## Given material

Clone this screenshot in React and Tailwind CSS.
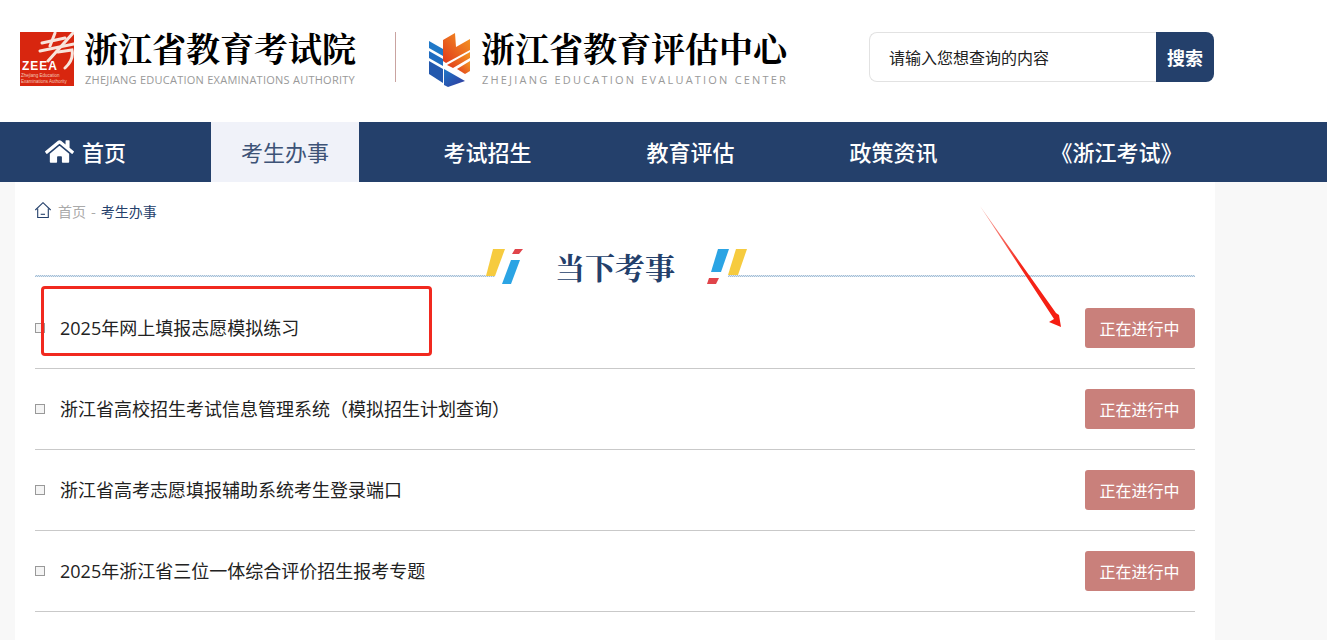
import { FaHome } from 'react-icons/fa';

const font = "font-['Microsoft_YaHei','Noto_Sans_CJK_SC',sans-serif]";

const navItems = ['考试招生', '教育评估', '政策资讯', '《浙江考试》'];

const rows = [
  '2025年网上填报志愿模拟练习',
  '浙江省高校招生考试信息管理系统（模拟招生计划查询）',
  '浙江省高考志愿填报辅助系统考生登录端口',
  '2025年浙江省三位一体综合评价招生报考专题',
];

function ZeeaLogo() {
  return (
    <div className="relative w-[54px] h-[54px] bg-[#d8260f] overflow-hidden shrink-0">
      <svg viewBox="0 0 54 54" className="absolute inset-0 w-full h-full">
        <g stroke="#f8e4dc" fill="none" strokeLinecap="round">
          <path d="M22 11 L45 6" strokeWidth="3" />
          <path d="M35 1 L30 14" strokeWidth="3" />
          <path d="M20 19 L54 12" strokeWidth="3" />
          <path d="M53 1 L28 29" strokeWidth="3" />
          <path d="M38 20 L52 18 Q54 28 45 36" strokeWidth="3" />
        </g>
      </svg>
      <span className="absolute left-[2px] top-[28px] text-[12px] leading-[12px] tracking-[1px] font-bold text-white font-['Liberation_Sans',sans-serif]">ZEEA</span>
      <span className="absolute left-[1px] top-[41px] text-[4.5px] leading-[6px] text-[#f3c8b8] font-['Liberation_Sans',sans-serif] whitespace-nowrap">
        Zhejiang Education
        <br />
        Examinations Authority
      </span>
    </div>
  );
}

function EvalLogo() {
  return (
    <svg viewBox="0 0 42 54" className="w-[42px] h-[54px] shrink-0">
      <defs>
        <linearGradient id="eo" x1="0" y1="1" x2="1" y2="0">
          <stop offset="0" stopColor="#e0391c" />
          <stop offset="1" stopColor="#f59a23" />
        </linearGradient>
        <linearGradient id="eb" x1="0" y1="0" x2="1" y2="1">
          <stop offset="0" stopColor="#1f78c8" />
          <stop offset="1" stopColor="#31389c" />
        </linearGradient>
      </defs>
      <path d="M14 7 L26 0 L27 14 L41 6 L41 17 L17 30 L14 28 Z" fill="url(#eo)" />
      <path d="M18 32 L41 19 L41 25 L24 35 Z" fill="url(#eo)" />
      <path d="M28 36 L41 28 L41 38 L36 41 Z" fill="url(#eo)" />
      <path d="M0 8 L14 16 L14 23 L0 15 Z" fill="#1f78c8" />
      <path d="M0 18 L14 26 L14 33 L0 25 Z" fill="#1f6cc0" />
      <path d="M0 28 L14 36 L14 50 L0 41 Z" fill="#2358ad" />
      <path d="M15 36 L36 48 L19 54 L15 52 Z" fill="url(#eb)" />
    </svg>
  );
}

function LeftMark() {
  return (
    <svg viewBox="0 0 37 35" className="w-[37px] h-[35px] shrink-0">
      <path d="M7 0 L19 0 L9 27 L0 27 Z" fill="#f6cb3f" />
      <path d="M25 11 L34 11 L25 35 L16 35 Z" fill="#2ba4e4" />
      <path d="M29 0 L37 0 L33 5 L26 5 Z" fill="#e0444a" />
    </svg>
  );
}

function RightMark() {
  return (
    <svg viewBox="0 0 40 35" className="w-[40px] h-[35px] shrink-0">
      <path d="M11 0 L22 0 L14 23 L4 23 Z" fill="#2ba4e4" />
      <path d="M29 0 L40 0 L31 26 L21 26 Z" fill="#f6cb3f" />
      <path d="M2 29 L12 29 L9 35 L0 35 Z" fill="#e0444a" />
    </svg>
  );
}

function Arrow() {
  return (
    <svg viewBox="0 0 90 125" className="absolute left-[980px] top-[206px] w-[90px] h-[125px] pointer-events-none">
      <defs>
        <linearGradient id="ar" x1="0" y1="0" x2="1" y2="1">
          <stop offset="0" stopColor="#f8b0a8" />
          <stop offset="0.5" stopColor="#f5261a" />
          <stop offset="1" stopColor="#f51b10" />
        </linearGradient>
      </defs>
      <path d="M0 0 L76 107 L79 109 L81 121 L69 116 L74 113 Z" fill="url(#ar)" />
    </svg>
  );
}

function CrumbHome() {
  return (
    <svg viewBox="0 0 16 16" fill="none" stroke="#24406b" strokeWidth="1.1" className="w-4 h-4 -mt-[3px] shrink-0">
      <path d="M0.3 8 L8 0.7 L15.7 8" />
      <path d="M2.7 6.5 V15.5 H13.3 V6.5" />
      <path d="M5.7 12.3 H10" />
    </svg>
  );
}

export default function App() {
  return (
    <div className={`relative h-[640px] overflow-hidden bg-[#f8f8f8] ${font}`}>
      {/* header */}
      <header className="h-[122px] bg-white flex items-start">
        <div className="flex items-start pl-5 pt-[32px]">
          <ZeeaLogo />
          <div className="ml-[10px] w-[272px]">
            <div className="-mt-[1px] text-[34px] leading-[34px] font-bold text-black font-['Noto_Serif_CJK_SC','Noto_Sans_CJK_SC',serif] whitespace-nowrap">
              浙江省教育考试院
            </div>
            <div className="mt-[8px] ml-[1px] text-[11px] leading-[14px] tracking-[0.25px] text-[#999] font-['Open_Sans',sans-serif] whitespace-nowrap">
              ZHEJIANG EDUCATION EXAMINATIONS AUTHORITY
            </div>
          </div>
          <div className="ml-[39px] w-px h-[50px] bg-[#c9a3a0]" />
          <div className="ml-[33px] mt-[1px]">
            <EvalLogo />
          </div>
          <div className="ml-[10px] w-[306px]">
            <div className="-mt-[1px] text-[34px] leading-[34px] font-bold text-black font-['Noto_Serif_CJK_SC','Noto_Sans_CJK_SC',serif] whitespace-nowrap">
              浙江省教育评估中心
            </div>
            <div className="mt-[8px] ml-[1px] text-[11px] leading-[14px] tracking-[2.2px] text-[#999] font-['Open_Sans',sans-serif] whitespace-nowrap">
              ZHEJIANG EDUCATION EVALUATION CENTER
            </div>
          </div>
        </div>
        <div className="ml-[82px] mt-[32px] flex h-[50px] w-[345px]">
          <div className="flex-1 flex items-center pl-[19px] border border-[#e2e2e2] border-r-0 rounded-l-[8px] text-[16px] text-[#222]">
            请输入您想查询的内容
          </div>
          <div className="w-[58px] flex items-center justify-center bg-[#24406b] rounded-r-[8px] text-[18px] font-bold text-white">
            搜索
          </div>
        </div>
      </header>

      {/* nav */}
      <nav className="h-[60px] bg-[#24406b] flex text-[22px] font-medium text-white">
        <div className="w-[211px] flex items-center pl-[45px] gap-[8px] pb-[2px]">
          <FaHome className="text-[29px]" />
          首页
        </div>
        <div className="w-[148px] flex items-center justify-center bg-[#f0f2f9] text-[#3d5377] font-normal pb-[2px]">
          考生办事
        </div>
        <div className="flex pl-[27px]">
          {navItems.map((item) => (
            <div key={item} className="w-[203px] last:pl-10 pb-[2px] flex items-center justify-center">
              {item}
            </div>
          ))}
        </div>
      </nav>

      {/* content */}
      <main className="ml-[15px] w-[1200px] h-[458px] bg-white px-5">
        <div className="flex items-center h-[60px] pb-[1px] text-[14px]">
          <CrumbHome />
          <span className="ml-[7px] text-[#aaa]">首页</span>
          <span className="mx-[5px] text-[#aaa]">-</span>
          <span className="text-[#24406b]">考生办事</span>
        </div>

        <div className="relative h-[46px]">
          <div className="absolute left-0 w-[460px] top-[33px] h-[2px] bg-[conic-gradient(#a3bfd8_25%,#dfe8f0_0_50%,#a3bfd8_0_75%,#dfe8f0_0)] bg-[length:2px_2px]" />
          <div className="absolute left-[693px] right-0 top-[33px] h-[2px] bg-[conic-gradient(#a3bfd8_25%,#dfe8f0_0_50%,#a3bfd8_0_75%,#dfe8f0_0)] bg-[length:2px_2px]" />
          <div className="absolute left-[451px] top-[7px] flex items-start">
            <LeftMark />
            <span className="w-[184px] text-center text-[30px] leading-[34px] font-bold text-[#24406b] font-['Noto_Serif_CJK_SC','Noto_Sans_CJK_SC',serif]">
              当下考事
            </span>
            <RightMark />
          </div>
        </div>

        <ul>
          {rows.map((row) => (
            <li key={row} className="h-[81px] flex items-center justify-between border-b border-[#c9c9c9]">
              <div className="flex items-center">
                <span className="w-[10px] h-[10px] border border-[#999] bg-[#f4f4f4]" />
                <span className="ml-[15px] text-[18px] text-[#222] font-['Open_Sans','Noto_Sans_CJK_SC',sans-serif]">{row}</span>
              </div>
              <span className="w-[110px] h-[40px] pr-[1px] pb-[1px] flex items-center justify-center rounded-[3px] bg-[#c9807b] text-[16px] text-white">
                正在进行中
              </span>
            </li>
          ))}
        </ul>
      </main>

      {/* annotations on the screenshot */}
      <div className="absolute left-[41px] top-[286px] w-[391px] h-[70px] border-[3px] border-[#f1291f] rounded-[4px] pointer-events-none" />
      <Arrow />
    </div>
  );
}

## Task to complete
Give again, exactly, the lines from the start of the data through the one holding "const navItems = ['考试招生', '教育评估', '政策资讯', '《浙江考试》'];"; omit the pictures.

## Task output
Clone this screenshot in React and Tailwind CSS.
import { FaHome } from 'react-icons/fa';

const font = "font-['Microsoft_YaHei','Noto_Sans_CJK_SC',sans-serif]";

const navItems = ['考试招生', '教育评估', '政策资讯', '《浙江考试》'];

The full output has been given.